## RAW DATA
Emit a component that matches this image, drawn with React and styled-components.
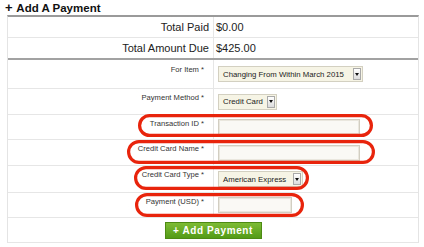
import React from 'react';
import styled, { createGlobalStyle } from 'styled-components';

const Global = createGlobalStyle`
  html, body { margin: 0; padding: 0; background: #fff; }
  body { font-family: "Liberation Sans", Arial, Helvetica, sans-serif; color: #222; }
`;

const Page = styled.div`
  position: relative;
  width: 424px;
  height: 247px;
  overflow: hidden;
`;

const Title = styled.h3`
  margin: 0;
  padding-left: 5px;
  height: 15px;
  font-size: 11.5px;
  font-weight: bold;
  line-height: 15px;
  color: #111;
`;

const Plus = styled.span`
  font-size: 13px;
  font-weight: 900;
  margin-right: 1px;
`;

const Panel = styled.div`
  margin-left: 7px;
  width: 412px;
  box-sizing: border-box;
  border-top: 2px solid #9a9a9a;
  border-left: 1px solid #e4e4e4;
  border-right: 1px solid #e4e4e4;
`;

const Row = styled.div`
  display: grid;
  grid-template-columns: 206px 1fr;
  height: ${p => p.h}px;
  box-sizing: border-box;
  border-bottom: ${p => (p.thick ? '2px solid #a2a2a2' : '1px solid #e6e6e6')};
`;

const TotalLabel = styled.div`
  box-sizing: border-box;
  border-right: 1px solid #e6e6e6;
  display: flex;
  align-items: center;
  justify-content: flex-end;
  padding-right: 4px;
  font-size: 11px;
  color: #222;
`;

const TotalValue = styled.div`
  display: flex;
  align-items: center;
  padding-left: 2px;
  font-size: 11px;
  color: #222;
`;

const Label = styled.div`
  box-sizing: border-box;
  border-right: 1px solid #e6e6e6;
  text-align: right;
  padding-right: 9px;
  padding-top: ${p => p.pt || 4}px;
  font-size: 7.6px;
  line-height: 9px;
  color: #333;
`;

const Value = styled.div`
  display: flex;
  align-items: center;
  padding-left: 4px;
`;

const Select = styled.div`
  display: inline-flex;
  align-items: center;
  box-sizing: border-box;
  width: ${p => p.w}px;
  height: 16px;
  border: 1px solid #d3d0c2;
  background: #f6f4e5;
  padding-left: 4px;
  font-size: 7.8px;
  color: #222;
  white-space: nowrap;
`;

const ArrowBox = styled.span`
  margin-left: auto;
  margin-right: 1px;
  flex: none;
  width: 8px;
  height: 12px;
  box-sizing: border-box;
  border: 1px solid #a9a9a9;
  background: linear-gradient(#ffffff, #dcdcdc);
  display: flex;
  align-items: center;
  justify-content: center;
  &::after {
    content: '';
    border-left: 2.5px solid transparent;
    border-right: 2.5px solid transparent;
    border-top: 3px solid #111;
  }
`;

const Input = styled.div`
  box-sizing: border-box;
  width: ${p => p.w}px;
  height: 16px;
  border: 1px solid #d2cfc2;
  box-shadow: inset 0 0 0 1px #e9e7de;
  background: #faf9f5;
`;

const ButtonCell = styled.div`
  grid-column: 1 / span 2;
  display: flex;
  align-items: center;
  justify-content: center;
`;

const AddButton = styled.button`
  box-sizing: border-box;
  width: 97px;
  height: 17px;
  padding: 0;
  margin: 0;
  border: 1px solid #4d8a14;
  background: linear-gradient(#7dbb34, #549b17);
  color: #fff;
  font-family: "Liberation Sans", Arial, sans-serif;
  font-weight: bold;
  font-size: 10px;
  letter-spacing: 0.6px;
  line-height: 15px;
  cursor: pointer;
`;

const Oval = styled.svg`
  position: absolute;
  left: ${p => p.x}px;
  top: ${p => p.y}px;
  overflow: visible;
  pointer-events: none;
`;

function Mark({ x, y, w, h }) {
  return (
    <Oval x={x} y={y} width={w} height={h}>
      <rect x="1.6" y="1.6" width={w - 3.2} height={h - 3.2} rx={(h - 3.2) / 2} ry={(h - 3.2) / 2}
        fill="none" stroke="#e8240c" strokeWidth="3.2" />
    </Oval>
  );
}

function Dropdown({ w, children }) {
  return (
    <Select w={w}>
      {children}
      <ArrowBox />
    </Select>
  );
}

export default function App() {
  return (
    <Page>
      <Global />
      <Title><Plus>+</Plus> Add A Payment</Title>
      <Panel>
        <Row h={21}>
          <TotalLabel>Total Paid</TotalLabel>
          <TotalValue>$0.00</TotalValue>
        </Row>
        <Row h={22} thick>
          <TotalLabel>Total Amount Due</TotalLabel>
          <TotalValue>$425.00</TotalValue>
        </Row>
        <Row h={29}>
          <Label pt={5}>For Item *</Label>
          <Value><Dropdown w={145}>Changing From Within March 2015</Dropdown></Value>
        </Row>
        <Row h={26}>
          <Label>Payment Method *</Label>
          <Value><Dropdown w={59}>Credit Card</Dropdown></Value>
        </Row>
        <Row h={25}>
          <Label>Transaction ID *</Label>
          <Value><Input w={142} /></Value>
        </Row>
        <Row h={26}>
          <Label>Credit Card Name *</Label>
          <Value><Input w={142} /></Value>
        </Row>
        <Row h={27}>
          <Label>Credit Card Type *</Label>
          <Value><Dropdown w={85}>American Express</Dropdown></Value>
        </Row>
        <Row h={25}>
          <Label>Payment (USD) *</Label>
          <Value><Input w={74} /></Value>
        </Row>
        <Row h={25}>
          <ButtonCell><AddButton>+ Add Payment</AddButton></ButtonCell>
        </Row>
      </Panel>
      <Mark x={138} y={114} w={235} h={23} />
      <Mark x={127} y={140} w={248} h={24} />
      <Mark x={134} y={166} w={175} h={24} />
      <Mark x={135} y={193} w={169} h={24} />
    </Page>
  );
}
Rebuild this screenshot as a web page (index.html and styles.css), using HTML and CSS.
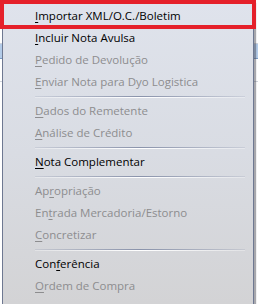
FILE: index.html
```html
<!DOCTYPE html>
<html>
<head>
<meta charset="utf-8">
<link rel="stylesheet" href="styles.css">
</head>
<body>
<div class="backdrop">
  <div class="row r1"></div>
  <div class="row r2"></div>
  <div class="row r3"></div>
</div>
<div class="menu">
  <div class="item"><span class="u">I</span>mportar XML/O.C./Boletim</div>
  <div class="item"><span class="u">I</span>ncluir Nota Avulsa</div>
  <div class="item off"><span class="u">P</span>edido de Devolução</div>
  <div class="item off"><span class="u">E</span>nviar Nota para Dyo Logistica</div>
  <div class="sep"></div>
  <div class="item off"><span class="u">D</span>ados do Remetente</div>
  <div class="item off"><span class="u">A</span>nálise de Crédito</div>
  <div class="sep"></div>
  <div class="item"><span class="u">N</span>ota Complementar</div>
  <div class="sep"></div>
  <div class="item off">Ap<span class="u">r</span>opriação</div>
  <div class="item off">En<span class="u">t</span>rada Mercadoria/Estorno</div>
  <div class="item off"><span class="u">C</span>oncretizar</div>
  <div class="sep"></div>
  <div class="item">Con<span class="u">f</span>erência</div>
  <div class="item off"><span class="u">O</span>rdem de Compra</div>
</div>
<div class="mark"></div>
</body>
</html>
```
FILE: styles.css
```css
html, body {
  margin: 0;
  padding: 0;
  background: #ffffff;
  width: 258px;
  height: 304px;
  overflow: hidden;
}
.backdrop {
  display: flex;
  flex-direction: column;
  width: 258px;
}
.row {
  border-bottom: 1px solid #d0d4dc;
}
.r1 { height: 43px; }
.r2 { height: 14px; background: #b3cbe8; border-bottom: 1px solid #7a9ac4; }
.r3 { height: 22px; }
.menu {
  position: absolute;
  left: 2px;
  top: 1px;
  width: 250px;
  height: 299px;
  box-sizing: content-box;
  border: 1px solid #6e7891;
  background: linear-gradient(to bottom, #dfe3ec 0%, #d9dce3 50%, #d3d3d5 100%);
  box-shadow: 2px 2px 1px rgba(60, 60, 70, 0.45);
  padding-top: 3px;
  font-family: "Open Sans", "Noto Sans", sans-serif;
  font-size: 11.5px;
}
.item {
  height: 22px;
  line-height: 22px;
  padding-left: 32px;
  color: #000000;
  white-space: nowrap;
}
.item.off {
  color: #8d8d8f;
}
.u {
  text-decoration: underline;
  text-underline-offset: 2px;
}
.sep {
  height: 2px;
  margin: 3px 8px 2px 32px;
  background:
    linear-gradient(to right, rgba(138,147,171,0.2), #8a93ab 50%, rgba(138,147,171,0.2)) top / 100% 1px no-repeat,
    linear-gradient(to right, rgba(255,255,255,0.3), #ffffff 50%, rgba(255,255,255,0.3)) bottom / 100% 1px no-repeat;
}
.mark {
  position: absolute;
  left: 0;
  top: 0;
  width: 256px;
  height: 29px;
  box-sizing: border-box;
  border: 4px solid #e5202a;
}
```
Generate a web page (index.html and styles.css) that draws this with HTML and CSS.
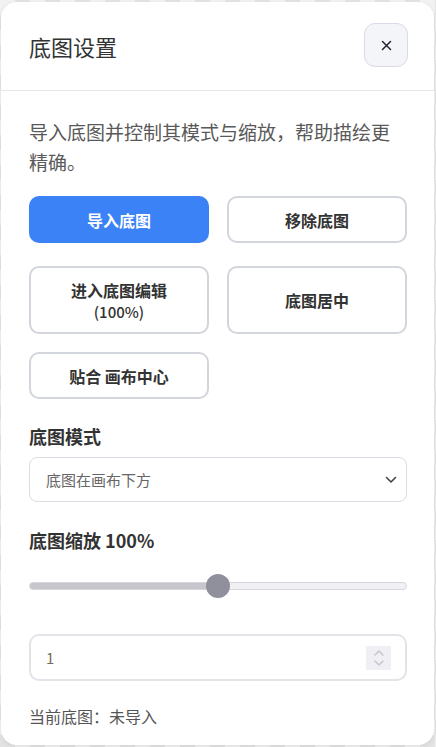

## REQUEST
State how many lines include the string "components", and nothing more.

## OUTPUT OF THE TASK
2